Down payment loan for a home purchase

When you finance a home purchase with a standard home mortgage loan, that loan will typically not cover the down payment. You therefore need to come up with this money by some other means, e.g. using savings or a profit from selling your previous home. If that’s not possible, a down payment loan might be the solution.

Using the same lender for both loans

Lenders that offer home mortgage loans know that many clients struggle to come up with enough money for a down payment, and are therefore likely to have some sort of solution available that will allow you to borrow money separately to finance the down payment.

Typically, the down payment loan will not a secured loan. Therefore, you can expect to pay a higher interest rates and be forced to accept a pretty rapid down payment plan.

In some cases, if the equity of the house is large enough, you might be able to use the home as collateral even for the down payment loan. Even with this collateral, you can expect the down payment loan to come with a higher interest rate than the standard mortgage loan, simply because of the higher risk to the lender. By allowing you to borrow more money, the lender is placing themselves at higher risk for the market value of your home dropping below what you owe the lender.

If your home increases in market value over time, you might be able to renegotiate the interest rate on your down payment loan, since there will now be a bigger margin between the amount owed and the value of the collateral. This is especially true of you have been making substantial down payments on your debt or if the market value of your home has increased sharply.
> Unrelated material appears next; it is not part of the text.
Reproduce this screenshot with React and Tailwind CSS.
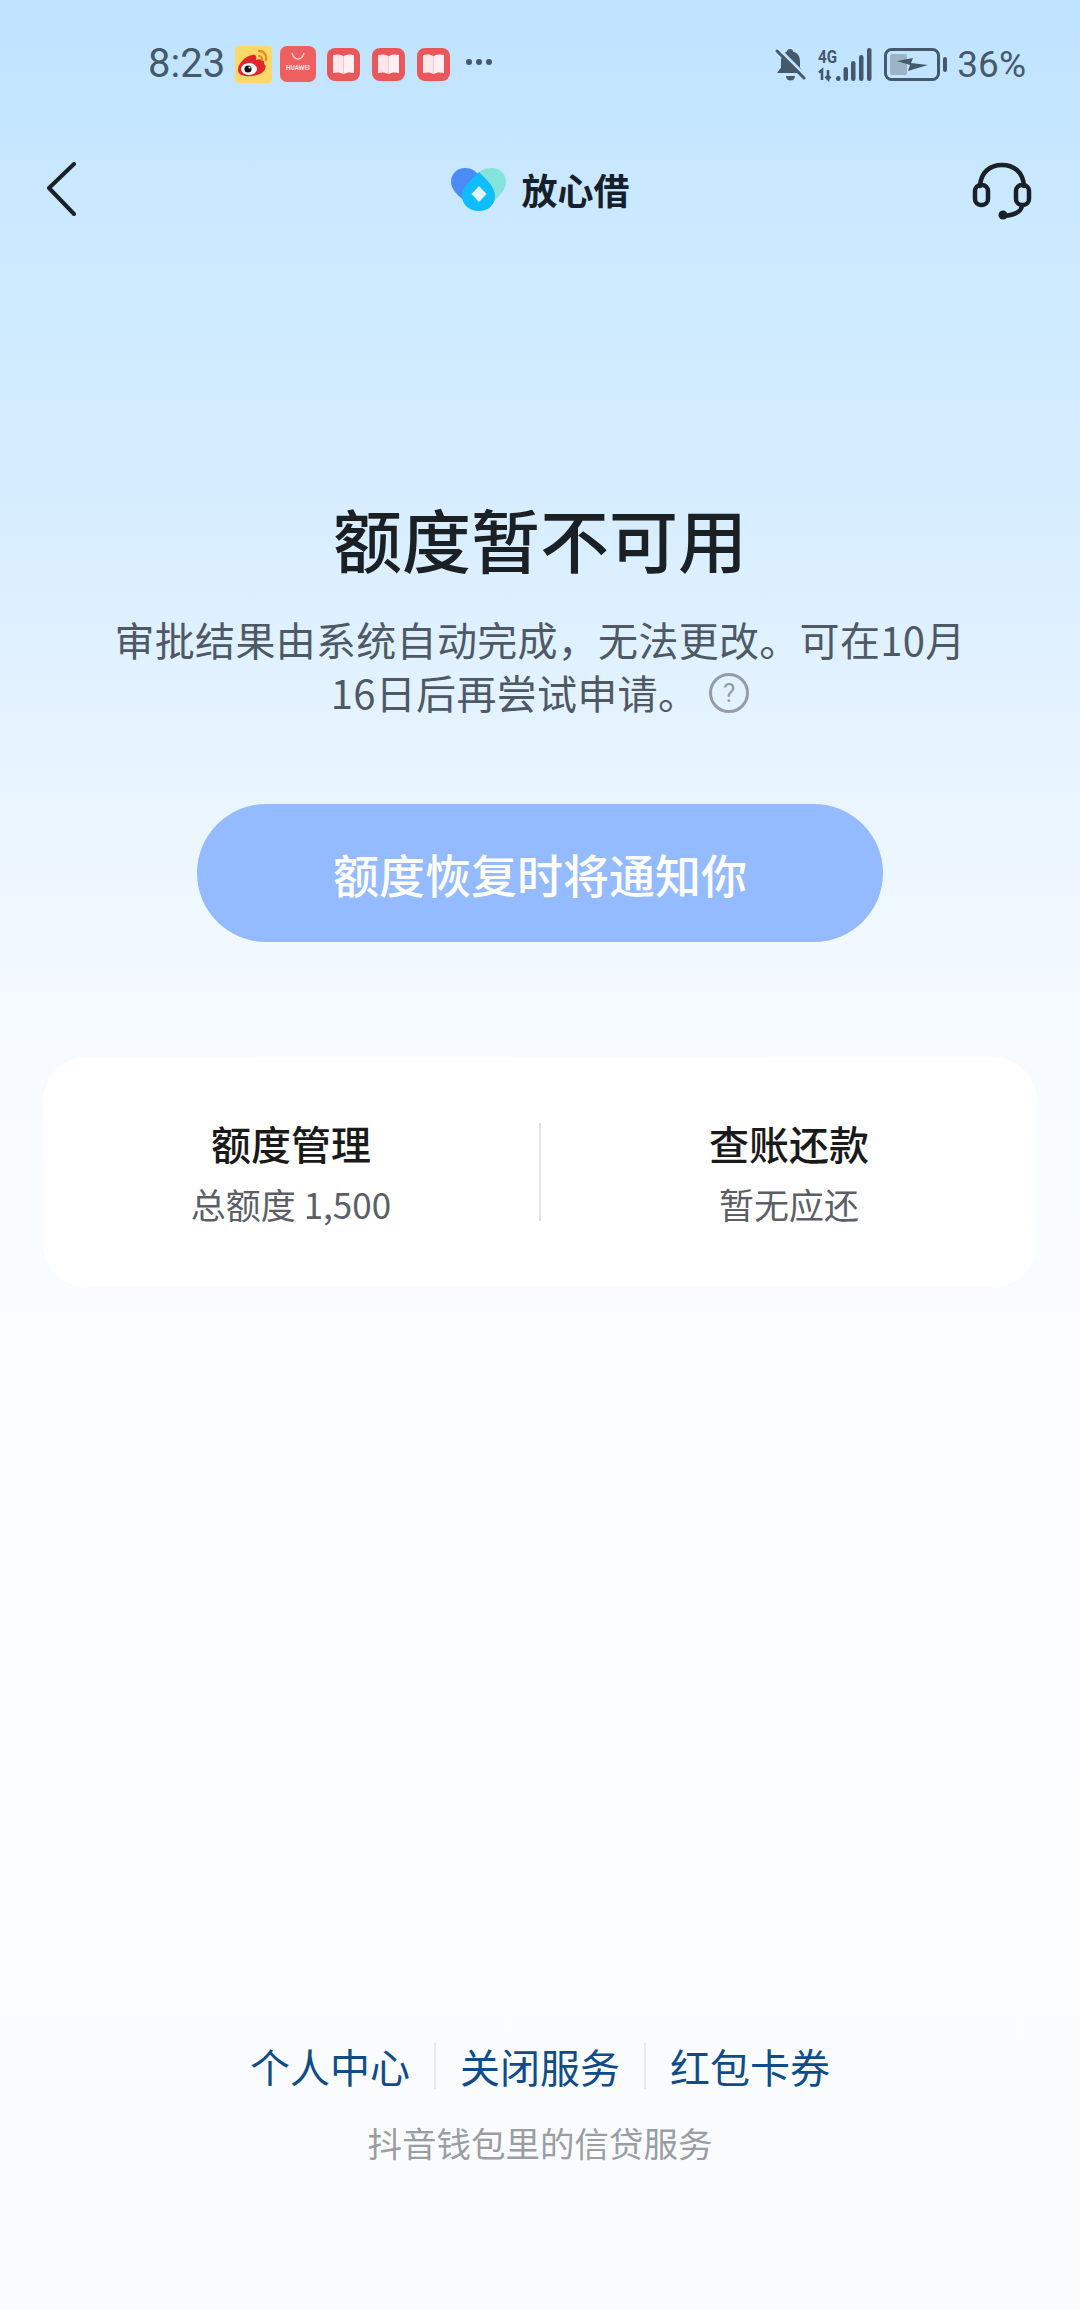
function Weibo() {
  return (
    <svg width="37" height="37" viewBox="0 0 37 37" className="shrink-0">
      <rect width="37" height="37" rx="4" fill="#fbd968" />
      <path d="M3 24c0-7 8-14 14-15 4-1 5 2 4 5 5-2 9 0 8 4 4 2 1 11-12 12C9 31 3 29 3 24z" fill="#e0262c" />
      <ellipse cx="14" cy="23" rx="8" ry="6" fill="#fff" />
      <circle cx="13" cy="23" r="3.6" fill="#111" />
      <circle cx="14.5" cy="21.6" r="1" fill="#fff" />
      <path d="M24 5c5 0 8 4 7 9" fill="none" stroke="#f08a1c" strokeWidth="2.4" strokeLinecap="round" />
      <path d="M24 10c2 0 3.4 1.6 3 4" fill="none" stroke="#f08a1c" strokeWidth="2.2" strokeLinecap="round" />
    </svg>
  );
}
function Huawei() {
  return (
    <svg width="36" height="36" viewBox="0 0 36 36" className="shrink-0">
      <rect width="36" height="36" rx="7" fill="#ee5f5f" />
      <path d="M12 7c1 4 3.500 6 6 6s5-2 6-6" fill="none" stroke="#fbd5d5" strokeWidth="1.300" />
      <text x="18" y="23.500" textAnchor="middle" fontSize="6.400" fontWeight="700" fill="#fde3e3" fontFamily="Roboto, sans-serif">HUAWEI</text>
    </svg>
  );
}
function Book() {
  return (
    <svg width="33" height="33" viewBox="0 0 33 33" className="shrink-0">
      <rect width="33" height="33" rx="8" fill="#e9575b" />
      <path d="M6 7c4-1 8-.5 10.500 1v18c-2.500-1.500-6.500-2-10.500-1z" fill="#fbe6ea" />
      <path d="M27 7c-4-1-8-.5-10.500 1v18c2.500-1.500 6.500-2 10.500-1z" fill="#fdf0f2" />
    </svg>
  );
}
function Bell() {
  return (
    <svg width="31" height="33" viewBox="0 0 31 33" className="shrink-0">
      <path d="M15 1c2 0 3 1 3 2.500 5 1.500 7 5 7 10v6l4 5.500H2l4-5.500v-6c0-5 2-8.500 6-10C12 2 13 1 15 1z" fill="#46596b" />
      <path d="M11 28h9c0 3-2 4.500-4.500 4.500S11 31 11 28z" fill="#46596b" />
      <path d="M4 1l27 27" stroke="#bfe2ff" strokeWidth="3" />
      <path d="M2 3l27 27" stroke="#46596b" strokeWidth="3" strokeLinecap="round" />
    </svg>
  );
}
function Signal() {
  return (
    <svg width="54" height="33" viewBox="0 0 54 33" className="shrink-0 overflow-visible">
      <text x="0" y="15" fontSize="19" fontWeight="700" fill="#46596b" fontFamily="Roboto, sans-serif" textLength="19" lengthAdjust="spacingAndGlyphs">4G</text>
      <path d="M4 32V22l-3 2.500M10 22v9l-2.500-2.500M10 31l2.500-2.500" fill="none" stroke="#46596b" strokeWidth="2.600" />
      <rect x="18" y="28" width="4.500" height="5" rx="2.200" fill="#46596b" />
      <rect x="25.500" y="19" width="4.500" height="14" rx="2.200" fill="#46596b" />
      <rect x="33" y="13" width="4.500" height="20" rx="2.200" fill="#46596b" />
      <rect x="41" y="7" width="4.500" height="26" rx="2.200" fill="#46596b" />
      <rect x="49" y="0" width="4.500" height="33" rx="2.200" fill="#46596b" />
    </svg>
  );
}
function Battery() {
  return (
    <svg width="64" height="33" viewBox="0 0 64 33" className="shrink-0">
      <rect x="1.500" y="1.500" width="53" height="30" rx="6" fill="none" stroke="#46596b" strokeWidth="3" />
      <rect x="6" y="6" width="17" height="21" rx="2" fill="#9db4c6" />
      <path d="M13 13l16-3-2 5 17 2-20 6 2-6z" fill="#46596b" />
      <rect x="59" y="9" width="4" height="15" rx="2" fill="#46596b" />
    </svg>
  );
}
function LogoMark() {
  return (
    <svg width="55" height="44" viewBox="0 0 55 44" className="shrink-0">
      <path d="M41 1c8 0 14 6 14 14 0 7-5 12-13 20L24 10C28 4 33 1 41 1z" fill="#84e3da" />
      <path d="M14 1c7 0 11 3 15 9L16 36C6 28 0 22 0 15 0 7 6 1 14 1z" fill="#4a8bf6" />
      <path d="M28 5c7 7 16 15 16 24 0 9-7 15-16 15S11 38 11 29c0-9 10-17 17-24z" fill="#0fbcfd" />
      <path d="M28 19l7.500 8-7.500 8-7.500-8z" fill="#dff6fe" />
    </svg>
  );
}
function Headset() {
  return (
    <svg width="60" height="58" viewBox="0 0 60 58" fill="none" stroke="#1a2126" strokeWidth="4.500" strokeLinecap="round" className="shrink-0">
      <path d="M8 24C9 10 18 3 30 3s21 7 22 21" />
      <rect x="3" y="23" width="13" height="20" rx="6" />
      <rect x="44" y="23" width="13" height="20" rx="6" />
      <path d="M50 44c-1 6-7 9-18 10" />
      <circle cx="31" cy="53" r="4.500" fill="#1a2126" stroke="none" />
    </svg>
  );
}
function Help() {
  return (
    <span className="inline-flex w-[40px] h-[40px] -my-[10px] rounded-full border-[3px] border-[#959ca3] items-center justify-center align-[7px] ml-[11px] tracking-normal text-[#959ca3] text-[26px] leading-none font-['Roboto',sans-serif]">?</span>
  );
}

export default function App() {
  return (
    <div className="w-[1080px] h-[2310px] flex flex-col overflow-hidden font-['Noto_Sans_CJK_SC','Noto_Sans',sans-serif] bg-[linear-gradient(180deg,#bee2ff_0%,#c9e8ff_8%,#d8eeff_23%,#e6f3ff_32%,#f7fbff_46%,#fafcff_60%,#fafbfc_100%)]">
      <div className="h-[128px] flex items-center pl-[148px] pr-[54px] text-[#46596b] shrink-0">
        <span className="text-[40px] leading-none font-['Roboto',sans-serif] w-[87px]">8:23</span>
        <div className="flex items-center gap-[8px]"><Weibo /><Huawei /></div>
        <div className="flex items-center gap-[12px] ml-[11px]"><Book /><Book /><Book /></div>
        <div className="flex gap-[4px] ml-[16px] -mt-[4px]">
          <span className="w-[6px] h-[6px] rounded-full bg-[#46596b]" />
          <span className="w-[6px] h-[6px] rounded-full bg-[#46596b]" />
          <span className="w-[6px] h-[6px] rounded-full bg-[#46596b]" />
        </div>
        <div className="ml-auto flex items-center">
          <Bell />
          <div className="ml-[12px]"><Signal /></div>
          <div className="ml-[12px]"><Battery /></div>
          <span className="ml-[9px] text-[37px] leading-none font-['Roboto',sans-serif]">36%</span>
        </div>
      </div>

      <div className="grid grid-cols-[1fr_auto_1fr] items-center pl-[49px] pr-[48px] h-[122px] shrink-0">
        <svg width="29" height="54" viewBox="0 0 29 54" fill="none" stroke="#1a2126" strokeWidth="4" strokeLinecap="round" strokeLinejoin="round" className="-ml-[2px]">
          <path d="M27 2L2 26l25 26" />
        </svg>
        <div className="flex items-center gap-[15px]">
          <LogoMark />
          <span className="text-[36px] leading-none font-bold text-[#15202b]">放心借</span>
        </div>
        <div className="justify-self-end mt-[4px]"><Headset /></div>
      </div>

      <h1 className="mt-[248px] text-center text-[69px] leading-[80px] font-medium text-[#1b2024]">额度暂不可用</h1>
      <p className="mt-[35px] mx-auto w-[880px] text-center text-[40px] tracking-[0.3px] leading-[53px] text-[#4e5965]">
        {"审批结果由系统自动完成\uFF0C无法更改。可在10月"}<br />{"16日后再尝试申请。"}<Help />
      </p>
      <div className="mt-[85px] mx-auto w-[686px] h-[138px] rounded-full bg-[#94bbff] flex items-center justify-center text-white text-[46px] font-medium">
        额度恢复时将通知你
      </div>

      <div className="mt-[115px] mx-[43px] h-[230px] pb-[1px] rounded-[44px] bg-white flex items-center">
        <div className="flex-1 flex flex-col items-center">
          <span className="text-[40px] leading-[54px] font-medium text-[#1a1a1a]">额度管理</span>
          <span className="mt-[11px] text-[35px] leading-[46px] text-[#5c5f66]">总额度 1,500</span>
        </div>
        <div className="w-[2px] h-[98px] bg-[#e4e5e7]" />
        <div className="flex-1 flex flex-col items-center">
          <span className="text-[40px] leading-[54px] font-medium text-[#1a1a1a]">查账还款</span>
          <span className="mt-[11px] text-[35px] leading-[46px] text-[#5c5f66]">暂无应还</span>
        </div>
      </div>

      <div className="mt-auto pb-[142px] flex flex-col items-center">
        <div className="flex items-center text-[40px] leading-[56px] text-[#0f4c8a]">
          <span className="pr-[24px]">个人中心</span>
          <span className="w-[2px] h-[46px] bg-[#e6e8ea]" />
          <span className="px-[24px]">关闭服务</span>
          <span className="w-[2px] h-[46px] bg-[#e6e8ea]" />
          <span className="pl-[24px]">红包卡券</span>
        </div>
        <span className="mt-[22px] text-[34.5px] leading-[52px] text-[#9a9ea3]">抖音钱包里的信贷服务</span>
      </div>
    </div>
  );
}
In some cases, the lender will agree to turn the standard mortgage loan and the down payment loan into one unified standard mortgage loan.

Using two different lenders

If you are offered a down payment loan from the lender that provides you with your standard mortgage loan, you should always explore other options before you agree. In some situations, going with another lender for the down payment loan will be more beneficial. You are also likely to be able to negotiate a better deal if you can show that you have other options when it comes to financing the down payment.

Instead of a down payment loan: The down payment grant

In the United States, certain federal, state and local down payment grant programs are available to help home buyers who need to come up with money for a down payment. A grant is a gift and not a loan; it doesn’t have to be repaid as long as you fulfil the requirements of the grant.

Some programs can provide you with the whole sum needed for the down payment, while others only provide a certain part of it, e.g. 50%.

The rules of eligibility vary between the different programs. Some are only available to low income groups, while others reach moderate income groups as well.

Many programs only help first-time home buyers.

There is often a cap for how expensive the home can be, especially in relation to other homes in the region.

One example of a down payment grant program is the American Dream Down Payment Initiative, which is funded by the federal government.

FHA down payment loan insurance

If you are struggling to find a lender willing to lend you money (for a down payment) with reasonable terms and conditions, the Federal Housing Administration (FHA) might be able to help, especially if you are a first-time home buyer.

Normally, the FHA doesn’t lend money directly. Instead, it runs programs where it provides loan insurance.

It works like this:

  • You apply for a lone from one of the many FHA-approved lenders.
  • The FHA assumes all or part of the risk of you not paying back the loan. This makes the lender more willing to lend you money, and to do it at a reasonable interest rate level.

The FDA will normally not provide insurance for a down payment loan that covers 100% of your down payment. Instead, they will ask you to come up with at least 3.5% of the purchase price on your own. Then, you can borrow the rest of the money required for the down payment.

Important: Depending on circumstances, you may also be eligible for an FDA-insured closing cost loan of up to 6% of the purchase price.